On the first Monday of September the USA, Canada, Puerto Rico and the Virgin Islands celebrate the creation of the labor movement. 

Labor unions existed in Canada in the early 1800s but legislation was adopted to make it illegal for workers to form unions, but groups of workers formed their own organizations anyway. British tradesmen who immigrated to Canada took with them the traditions of the older British trade union movement which started an international relationship with Britain. In time, the ties between Canadian and American workers became closer and eventually the relationship with British unions disappeared and was replaced with a closer relationship with labour organisations in the USA.

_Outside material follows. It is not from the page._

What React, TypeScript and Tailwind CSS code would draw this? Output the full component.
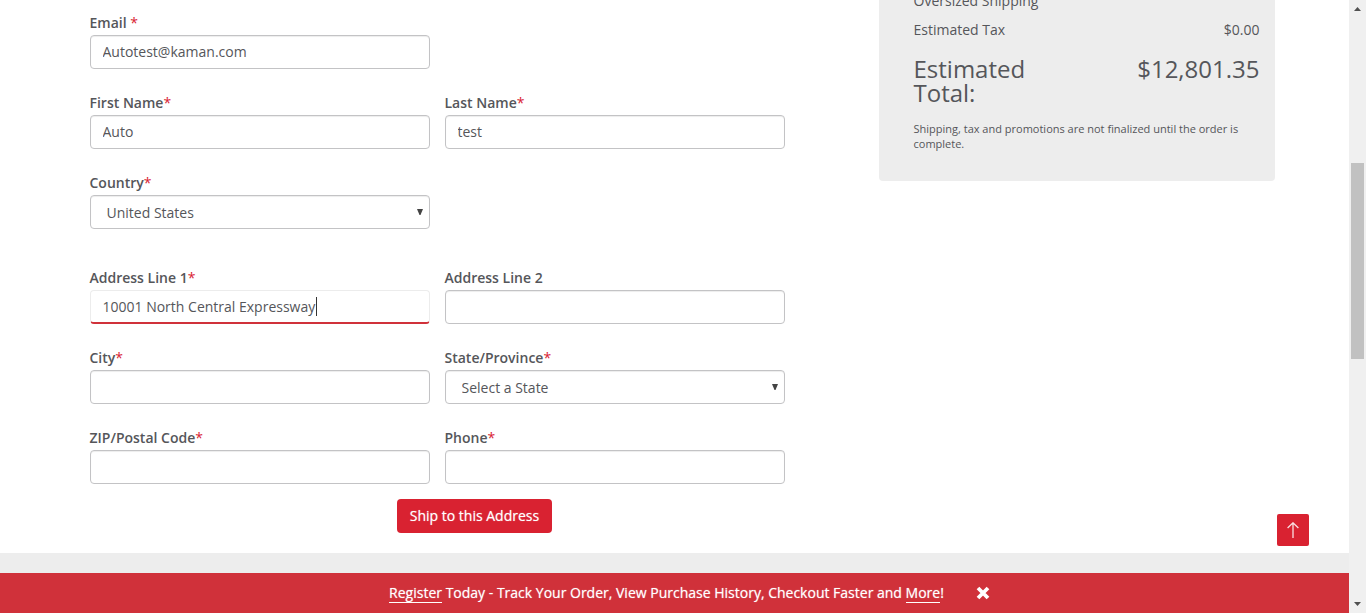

The workers looked to the unions to protect them against wage cuts, job insecurity and to improve working conditions. At the beginning of May, thousands of workers and their families would march peacefully through the city streets into the parks where they would enjoy picnics, and listen to speakers talking about working together to force employers to reduce working hours. They promoted the idea that if workers stood together on important issues, then they would gain respect, dignity and better working conditions. The employers responded by using the police to arrest the activists. In 1872, the Canadian government changed the law so it was no longer illegal to be a member of a trade union. In 1889, labour groups from around the world gathered in Paris and declared the 1st May would be International Labor Day.

Today, parades take place to honour the social and economic achievements of the workers and the contributions they have made to the strength, prosperity and well-being of their countries. In the USA and Canada, Labor Day was moved to September, but many other countries continue to honour it on the 1st May.